Dejó su fuente, me ayudó a sentarme y, acomodándome la espalda con unos almohadones, me dio un beso rápido en la frente.

— He aquí una insignificante prueba de agradecimiento. ¡Y pensar que sin ti yo sería un cadáver informe! ¡Brr!

Sacudió a Miguel.

— Querido hermano, en pie. Luis te está esperando.

Miguel se levantó, bostezó y, después de haberse informado de mi salud, se marchó con Pablo.

— Luis vendrá por la tarde. Y ahora, señor Hércules, voy a haceros comer.

—¿Porqué, Hércules?

—¡Señor! Cuando uno combate las hidras cuerpo a cuerpo…

— Y yo que creí que se trataba de mi desarrollo físico — dije con tono cómicamente dolorido.

— Bien, bromeas, estarás bueno muy pronto.

Me hizo comer como a un chiquillo y después tomamos una taza de café.

— Es excelente — dije.

— Muy cortés porque lo preparé yo misma. ¿Me creerás si te digo que he debido dirigirme al Consejo para obtener una insignificante ración de café? ¡Está clasificado como medicamento! Me temo quesera indispensable acostumbrarnos a prescindir de él. La existencia de plantas de café en Telus es improbable. ¡Y lo que es aún más grave es el azúcar!

—¡Va! Con seguridad que encontraremos una planta azucarada. Si no… tenemos colmenas. Utilizaremos la miel.

— Sí, pero aunque en nuestro rincón de tierra tenemos flores, la vegetación teluriana me parece, hasta el momento, completamente desprovista de ellas.

— Ya veremos. Por mi parte soy optimista. ¡Teníamos una posibilidad de salir con vida y aquí estamos!

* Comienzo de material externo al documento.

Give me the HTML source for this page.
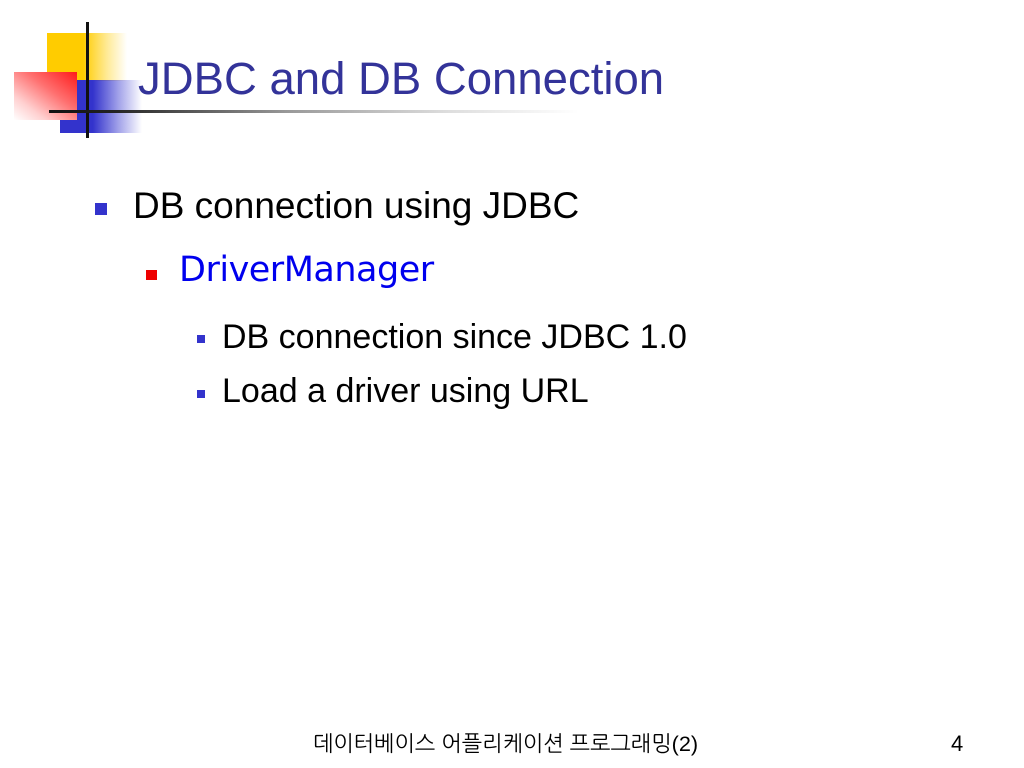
<!DOCTYPE html>
<html><head><meta charset="utf-8"><style>
html,body{margin:0;padding:0;background:#fff;}
body{width:1024px;height:768px;position:relative;overflow:hidden;font-family:"Liberation Sans",Arial,sans-serif;}
.a{position:absolute;}
.t{position:absolute;white-space:nowrap;line-height:1;}
</style></head><body>
<div class="a" style="left:47px;top:33px;width:80px;height:48px;background:linear-gradient(to right,#ffcc00 0%,#ffcc00 45%,rgba(255,220,80,0.6) 75%,rgba(255,255,255,0) 100%);"></div>
<div class="a" style="left:60px;top:80px;width:82px;height:53px;background:linear-gradient(to right,#3333cc 0%,#3333cc 40%,rgba(60,60,210,0.5) 70%,rgba(255,255,255,0) 100%);"></div>
<div class="a" style="left:14px;top:72px;width:63px;height:48px;background:linear-gradient(to bottom left,#ff1a1a 0%,#ff7070 40%,#ffd0d0 75%,#fff 100%);"></div>
<div class="a" style="left:86px;top:22px;width:3px;height:116px;background:#111;"></div>
<div class="a" style="left:49px;top:110px;width:530px;height:3px;background:linear-gradient(to right,#111 0%,#222 12%,#999 45%,#ddd 75%,rgba(255,255,255,0) 100%);"></div>
<div class="t" style="left:138px;top:56px;font-size:45.5px;color:#333399;">JDBC and DB Connection</div>

<div class="a" style="left:95px;top:203px;width:12px;height:12px;background:#3333cc;"></div>
<div class="t" style="left:133px;top:187px;font-size:37px;color:#000;">DB connection using JDBC</div>

<div class="a" style="left:146px;top:270px;width:11px;height:10px;background:#ee0000;"></div>
<div class="t" style="left:179px;top:253px;font-size:35px;color:#0000ee;font-family:'DejaVu Sans',sans-serif;letter-spacing:-0.5px;">DriverManager</div>

<div class="a" style="left:197px;top:335px;width:8px;height:8px;background:#3333cc;"></div>
<div class="t" style="left:222px;top:320px;font-size:34px;color:#000;">DB connection since JDBC 1.0</div>
<div class="a" style="left:197px;top:390px;width:8px;height:8px;background:#3333cc;"></div>
<div class="t" style="left:222px;top:374px;font-size:34px;color:#000;">Load a driver using URL</div>

<div class="t" style="left:313px;top:733px;font-size:21.7px;color:#000;font-family:'Liberation Sans','NanumGothic','Noto Sans CJK KR',sans-serif;">데이터베이스 어플리케이션 프로그래밍(2)</div>
<div class="t" style="left:951px;top:733px;font-size:22px;color:#000;">4</div>
</body></html>
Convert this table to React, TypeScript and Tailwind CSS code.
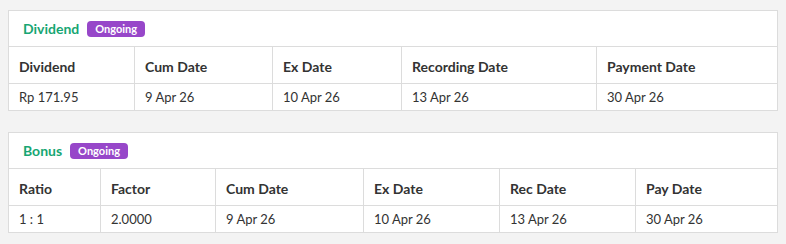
import React from "react";

const font = { fontFamily: "Lato, 'Open Sans', sans-serif" };

function Card({
  title,
  cols,
  headers,
  values,
}: {
  title: string;
  cols: string;
  headers: string[];
  values: string[];
}) {
  return (
    <div className="border border-[#dcdcdc] bg-white">
      <div className="flex h-[36px] items-center gap-[8px] border-b border-[#dcdcdc] pl-[14px]">
        <span className="text-[14px] font-bold text-[#17a673]">{title}</span>
        <span className="rounded-[4px] bg-[#9747c9] px-[8px] text-[11px] font-bold leading-[16px] text-white">
          Ongoing
        </span>
      </div>
      <div className={`grid ${cols}`}>
        {headers.map((h, i) => (
          <div
            key={h}
            className={`flex h-[37px] items-center border-b border-[#dcdcdc] pl-[10px] pt-[2px] text-[14px] font-bold text-[#333] ${
              i > 0 ? "border-l" : ""
            }`}
          >
            {h}
          </div>
        ))}
        {values.map((v, i) => (
          <div
            key={i}
            className={`flex h-[26px] items-center border-[#dcdcdc] pl-[10px] pt-[1px] text-[13px] text-[#333] ${
              i > 0 ? "border-l" : ""
            }`}
          >
            {v}
          </div>
        ))}
      </div>
    </div>
  );
}

export default function App() {
  return (
    <div className="min-h-[244px] bg-[#f3f3f3] px-[8px] pt-[10px]" style={font}>
      <div className="flex flex-col gap-[21px]">
        <Card
          title="Dividend"
          cols="grid-cols-[125px_138px_129px_195px_1fr]"
          headers={["Dividend", "Cum Date", "Ex Date", "Recording Date", "Payment Date"]}
          values={["Rp 171.95", "9 Apr 26", "10 Apr 26", "13 Apr 26", "30 Apr 26"]}
        />
        <Card
          title="Bonus"
          cols="grid-cols-[91px_115px_148px_136px_136px_1fr]"
          headers={["Ratio", "Factor", "Cum Date", "Ex Date", "Rec Date", "Pay Date"]}
          values={["1 : 1", "2.0000", "9 Apr 26", "10 Apr 26", "13 Apr 26", "30 Apr 26"]}
        />
      </div>
    </div>
  );
}
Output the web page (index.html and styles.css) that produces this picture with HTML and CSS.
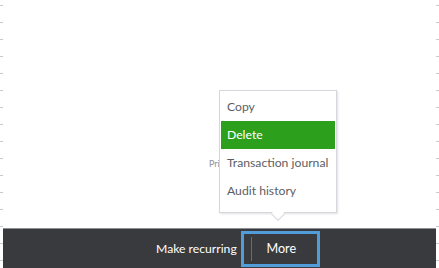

Unos golpes en la puerta la interrumpieron. Eran los dos inseparables Ida y Enrique.

— Veníamos a ver al héroe — dijo ella.

—¡Oh! ¡Héroe! ¡Cuando uno se encuentra entre la espada y la pared el heroísmo es inevitable!

— No lo creo. Me imagino que yo me hubiera dejado comer — dijo Enrique.

—¿Y si hubieses estado con Ida?

—¿Cómo? Me ruboricé.

— No. No quise decir esto. Supongamos que te encontraras con Martina u otra muchacha.

— Francamente, no lo sé.

—¡Te calumnias! Pero no es por esto que te mandé llamar. Vas a ir con los dos hombres que me escoltaban, a reconocer con detalle el yacimiento de hierro. Y me traerás diversas muestras. Como cuando lo encontramos ya era tarde, no hice más que echar un vistazo. Asimismo si el yacimiento vale la pena, levanta un trazado para una vía férrea. Y desconfía de las hidras: ¡No vuelan siempre en bandada! ¡Aquí tienes la prueba! Dos o tres pueden caerte encima. Toma, además, diez hombres de escolta y un camión. Y tú, Ida, ¿cómo va tu trabajo?

— He comenzado a codificar vuestros decretos. Es curioso estudiar este derecho naciente. Vuestro Consejo se ha arrogado poderes dictatoriales. Espero que será provisional. ¿Hay alguna novedad?

— Luis está furioso contra los observadores que han dejado pasar a tu hidra sin señalarla, bajo el pretexto de que era aislada. Son los del puesto 3.

—¡Los muy sinvergüenzas!

—¡Luis habla de hacerlos fusilar!

— Es excesivo. Y no estamos sobrados de hombres.

De hecho, la primera vez que salí, cinco días después, apoyándome en Miguel y Martina, me enteré de que habían sido simplemente expulsados de la guardia y condenados a dos años de trabajos en las minas. Poco a poco, me reincorporé a la vida normal.